Variable

Pre-Algebra

A variable is a letter or symbol used in algebra to represent an unknown or changing quantity.

Definition

A variable is a letter that stands in for a number we do not know yet. Just like a blank in a fill-in-the-blank question, the variable holds a spot for a value.

Example

In the expression $x + 5$, the letter $x$ is a variable. If $x = 3$, the expression equals $8$. If $x = 10$, the expression equals $15$.

Key Insight

Variables let us write one rule that works for many different numbers, instead of writing out every case separately.

Definition

A variable is a symbol (usually a letter such as $x$, $y$, or $n$) that represents a quantity whose value can change or is not yet determined.

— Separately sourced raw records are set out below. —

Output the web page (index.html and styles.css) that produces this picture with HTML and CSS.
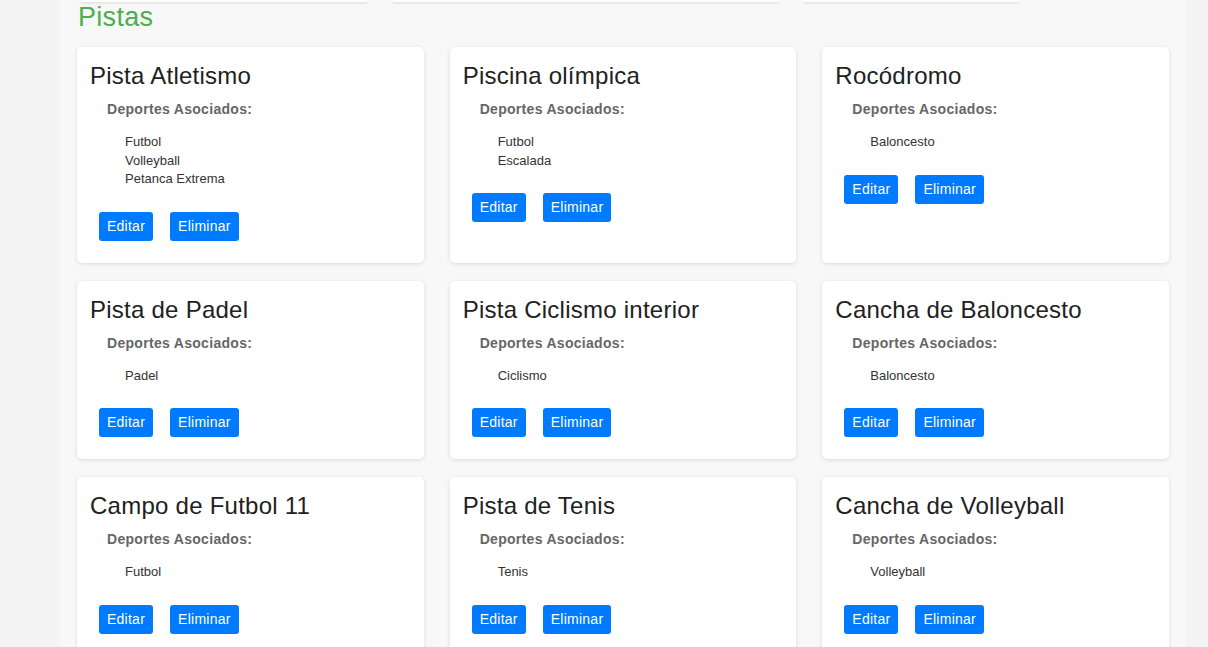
FILE: index.html
```html
<!DOCTYPE html>
<html lang="es">
<head>
<meta charset="utf-8">
<title>Pistas</title>
<link rel="stylesheet" href="styles.css">
</head>
<body>
<div class="page">
  <main class="container">
    <div class="prev-row">
      <div class="prev-card prev-a"></div>
      <div class="prev-card prev-b"></div>
      <div class="prev-card prev-c"></div>
    </div>
    <h2 class="section-title">Pistas</h2>
    <div class="grid">
      <div class="card">
        <h3 class="card-title">Pista Atletismo</h3>
        <p class="label">Deportes Asociados:</p>
        <ul class="sports"><li>Futbol</li><li>Volleyball</li><li>Petanca Extrema</li></ul>
        <div class="actions"><button class="btn">Editar</button><button class="btn">Eliminar</button></div>
      </div>
      <div class="card">
        <h3 class="card-title">Piscina olímpica</h3>
        <p class="label">Deportes Asociados:</p>
        <ul class="sports"><li>Futbol</li><li>Escalada</li></ul>
        <div class="actions"><button class="btn">Editar</button><button class="btn">Eliminar</button></div>
      </div>
      <div class="card">
        <h3 class="card-title">Rocódromo</h3>
        <p class="label">Deportes Asociados:</p>
        <ul class="sports"><li>Baloncesto</li></ul>
        <div class="actions"><button class="btn">Editar</button><button class="btn">Eliminar</button></div>
      </div>
      <div class="card">
        <h3 class="card-title">Pista de Padel</h3>
        <p class="label">Deportes Asociados:</p>
        <ul class="sports"><li>Padel</li></ul>
        <div class="actions"><button class="btn">Editar</button><button class="btn">Eliminar</button></div>
      </div>
      <div class="card">
        <h3 class="card-title">Pista Ciclismo interior</h3>
        <p class="label">Deportes Asociados:</p>
        <ul class="sports"><li>Ciclismo</li></ul>
        <div class="actions"><button class="btn">Editar</button><button class="btn">Eliminar</button></div>
      </div>
      <div class="card">
        <h3 class="card-title">Cancha de Baloncesto</h3>
        <p class="label">Deportes Asociados:</p>
        <ul class="sports"><li>Baloncesto</li></ul>
        <div class="actions"><button class="btn">Editar</button><button class="btn">Eliminar</button></div>
      </div>
      <div class="card">
        <h3 class="card-title">Campo de Futbol 11</h3>
        <p class="label">Deportes Asociados:</p>
        <ul class="sports"><li>Futbol</li></ul>
        <div class="actions"><button class="btn">Editar</button><button class="btn">Eliminar</button></div>
      </div>
      <div class="card">
        <h3 class="card-title">Pista de Tenis</h3>
        <p class="label">Deportes Asociados:</p>
        <ul class="sports"><li>Tenis</li></ul>
        <div class="actions"><button class="btn">Editar</button><button class="btn">Eliminar</button></div>
      </div>
      <div class="card">
        <h3 class="card-title">Cancha de Volleyball</h3>
        <p class="label">Deportes Asociados:</p>
        <ul class="sports"><li>Volleyball</li></ul>
        <div class="actions"><button class="btn">Editar</button><button class="btn">Eliminar</button></div>
      </div>
    </div>
  </main>
</div>
</body>
</html>
```

FILE: styles.css
```css
* { box-sizing: border-box; }

html, body {
  margin: 0;
  padding: 0;
  background: #f4f4f4;
  font-family: "Liberation Sans", Arial, sans-serif;
  color: #222;
}

.page {
  height: 647px;
  overflow: hidden;
}

.container {
  margin-left: 60px;
  width: 1126px;
  min-height: 647px;
  background: #f8f8f8;
  padding: 0 17px;
}

.prev-row {
  display: flex;
  height: 2px;
}

.prev-card {
  height: 2px;
  background: #fff;
  border-radius: 0 0 5px 5px;
  box-shadow: 0 1px 3px rgba(0, 0, 0, 0.14);
}

.prev-a { margin-left: 3px; width: 288px; }
.prev-b { margin-left: 24px; width: 388px; }
.prev-c { margin-left: 23px; width: 215px; }

.section-title {
  margin: 0 0 15px 1px;
  font-size: 27px;
  line-height: 30px;
  font-weight: normal;
  letter-spacing: 0.3px;
  color: #4caf50;
}

.grid {
  display: grid;
  grid-template-columns: repeat(3, 1fr);
  column-gap: 26px;
  row-gap: 18px;
}

.card {
  background: #fff;
  border-radius: 5px;
  box-shadow: 0 1px 4px rgba(0, 0, 0, 0.12);
  padding: 14px 13px 22px;
}

.card-title {
  margin: 0;
  font-size: 24px;
  line-height: 29px;
  font-weight: normal;
  letter-spacing: 0.25px;
  color: #212121;
}

.label {
  margin: 11px 0 0 17px;
  font-size: 14px;
  line-height: 17px;
  font-weight: bold;
  letter-spacing: 0.3px;
  color: #666;
}

.sports {
  list-style: none;
  margin: 15px 0 0;
  padding-left: 35px;
  font-size: 13px;
  line-height: 18.5px;
  color: #333;
}

.actions {
  display: flex;
  gap: 17px;
  margin: 23px 0 0 9px;
}

.btn {
  font-family: "Liberation Sans", Arial, sans-serif;
  font-size: 14px;
  line-height: 17px;
  letter-spacing: 0.25px;
  padding: 6px 8px;
  height: 29px;
  border: none;
  border-radius: 3px;
  background: #007bff;
  color: #fff;
}
```
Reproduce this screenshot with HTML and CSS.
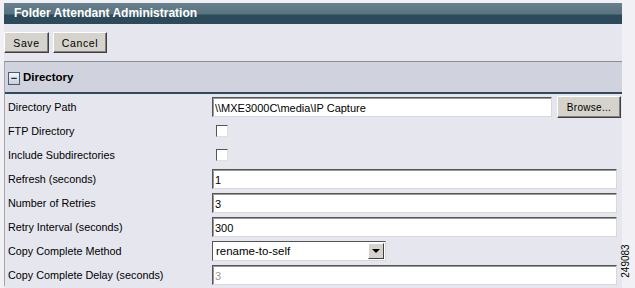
FILE: index.html
```html
<!DOCTYPE html>
<html lang="en">
<head>
  <meta charset="UTF-8">
  <title>Folder Attendant Administration</title>
  <link rel="stylesheet" href="styles.css">
</head>
<body>
<div class="panel">
  <div class="title-bar">Folder Attendant Administration</div>
  <div class="toolbar">
    <button class="btn">Save</button>
    <button class="btn">Cancel</button>
  </div>
  <div class="section">
    <div class="section-head">
      <span class="toggle">&minus;</span>
      <span class="section-title">Directory</span>
    </div>
    <div class="rows">
      <div class="row">
        <label>Directory Path</label>
        <div class="field">
          <input type="text" class="text path" value="\\MXE3000C\media\IP Capture">
          <button class="btn browse">Browse...</button>
        </div>
      </div>
      <div class="row">
        <label>FTP Directory</label>
        <div class="field"><span class="check"></span></div>
      </div>
      <div class="row">
        <label>Include Subdirectories</label>
        <div class="field"><span class="check"></span></div>
      </div>
      <div class="row">
        <label>Refresh (seconds)</label>
        <div class="field"><input type="text" class="text" value="1"></div>
      </div>
      <div class="row">
        <label>Number of Retries</label>
        <div class="field"><input type="text" class="text" value="3"></div>
      </div>
      <div class="row">
        <label>Retry Interval (seconds)</label>
        <div class="field"><input type="text" class="text" value="300"></div>
      </div>
      <div class="row">
        <label>Copy Complete Method</label>
        <div class="field">
          <div class="select">
            <span class="select-value">rename-to-self</span>
            <span class="select-arrow"></span>
          </div>
        </div>
      </div>
      <div class="row">
        <label>Copy Complete Delay (seconds)</label>
        <div class="field"><input type="text" class="text disabled" value="3"></div>
      </div>
    </div>
  </div>
</div>
<div class="fig-id">249083</div>
</body>
</html>
```

FILE: styles.css
```css
body {
  margin: 0;
  background: #f1f1f5;
  font-family: 'Liberation Sans', Arial, sans-serif;
  font-size: 10.8px;
  color: #000;
  overflow: hidden;
}

.panel {
  margin: 3px 0 0 4px;
  width: 618px;
  height: 285px;
  background: #e6e6ef;
}

.title-bar {
  height: 21px;
  box-sizing: border-box;
  padding: 3px 0 0 10px;
  background: linear-gradient(to bottom, #66808c 0, #587480 11px, #2c4a5a 12px, #2c4a5a 21px);
  color: #fff;
  font-weight: bold;
  font-size: 12px;
}

.toolbar {
  display: flex;
  gap: 4px;
  padding: 8px 0 0 0;
  height: 29px;
}

.btn {
  height: 21px;
  padding: 0 6px;
  background: #d6d3cc;
  border: 1px solid;
  border-color: #fff #404040 #404040 #fff;
  box-shadow: inset -1px -1px 0 #808080;
  font-family: 'Liberation Sans', Arial, sans-serif;
  font-size: 10.5px;
  letter-spacing: 0.6px;
  color: #000;
}

.toolbar .btn:first-child {
  width: 45px;
}

.toolbar .btn:last-child {
  width: 54px;
}

.section {
  border-top: 1px solid #8c8c92;
  border-left: 1px solid #a4a4ac;
  height: 224px;
}

.section-head {
  height: 30px;
  background: #d0d3dd;
  border-bottom: 2px solid #2c4a5a;
  display: flex;
  align-items: center;
  padding-left: 3px;
  gap: 3px;
}

.toggle {
  width: 10px;
  height: 11px;
  border: 1px solid #4a5a70;
  background: linear-gradient(to bottom, #f4f6fa, #c8d0dc);
  font-size: 11px;
  line-height: 10px;
  text-align: center;
  font-weight: bold;
  color: #203040;
  margin-top: 2px;
}

.section-title {
  font-weight: bold;
  font-size: 11.5px;
}

.rows {
  padding-top: 1px;
}

.row {
  display: flex;
  align-items: center;
  height: 24px;
}

.row label {
  width: 204px;
  padding-left: 3px;
}

.field {
  display: flex;
  align-items: center;
  gap: 5px;
}

.text {
  width: 405px;
  height: 20px;
  box-sizing: border-box;
  border: 1px solid;
  border-color: #555 #d8d8d8 #d8d8d8 #555;
  box-shadow: inset 1px 1px 0 #9a9a9a;
  padding: 1px 0 0 2px;
  background: #fff;
  font-family: 'Liberation Sans', Arial, sans-serif;
  font-size: 11px;
  color: #000;
}

.text.path {
  width: 340px;
}

.text.disabled {
  color: #9a9a9a;
}

.browse {
  width: 64px;
  height: 22px;
  padding: 0;
  font-size: 10px;
  letter-spacing: 0.3px;
}

.check {
  display: block;
  width: 12px;
  height: 12px;
  margin-left: 4px;
  box-sizing: border-box;
  border: 1px solid;
  border-color: #555 #e0e0e0 #e0e0e0 #555;
  background: #fff;
}

.select {
  width: 174px;
  height: 20px;
  box-sizing: border-box;
  border: 1px solid;
  border-color: #555 #d8d8d8 #d8d8d8 #555;
  background: #fff;
  display: flex;
  align-items: center;
  justify-content: space-between;
}

.select-value {
  padding-left: 3px;
  font-size: 11.5px;
}

.select-arrow {
  width: 16px;
  height: 16px;
  margin-right: 1px;
  box-sizing: border-box;
  background: #d6d3cc;
  border: 1px solid;
  border-color: #fff #404040 #404040 #fff;
  position: relative;
}

.select-arrow::after {
  content: "";
  position: absolute;
  left: 3px;
  top: 5px;
  border-left: 4px solid transparent;
  border-right: 4px solid transparent;
  border-top: 4px solid #000;
}

.fig-id {
  position: absolute;
  left: 604px;
  top: 255px;
  width: 44px;
  transform: rotate(-90deg);
  font-size: 10px;
  line-height: 12px;
  text-align: center;
  color: #000;
}
```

Variables can appear in expressions, equations, and formulas.

Example

In the equation $2x + 3 = 11$, $x$ is the variable. Solving gives $x = 4$. In the formula $A = lw$, both $l$ and $w$ are variables representing length and width.

Key Insight

A variable can act as an unknown (one fixed value to find) or as a placeholder that truly varies, as in a function rule like $y = 2x$.

Definition

Formally, a variable is a symbol bound to a domain of values within a given mathematical context. In logic and formal algebra, a free variable ranges over all elements of its domain, while a bound variable is quantified (e.g., in "for all $x$"). In ring theory, polynomial rings $R[x]$ treat $x$ as an indeterminate, which is distinct from a real-number variable.

Example

In the polynomial $f(x) = 3x^2 - x + 7$, $x$ is an indeterminate. The expression is defined for any value in the domain. Substituting $x = 2$ yields $f(2) = 12 - 2 + 7 = 17$.

Key Insight

The distinction between a variable as "unknown to solve for" versus "indeterminate in a ring" underpins the difference between solving equations and studying polynomial structure.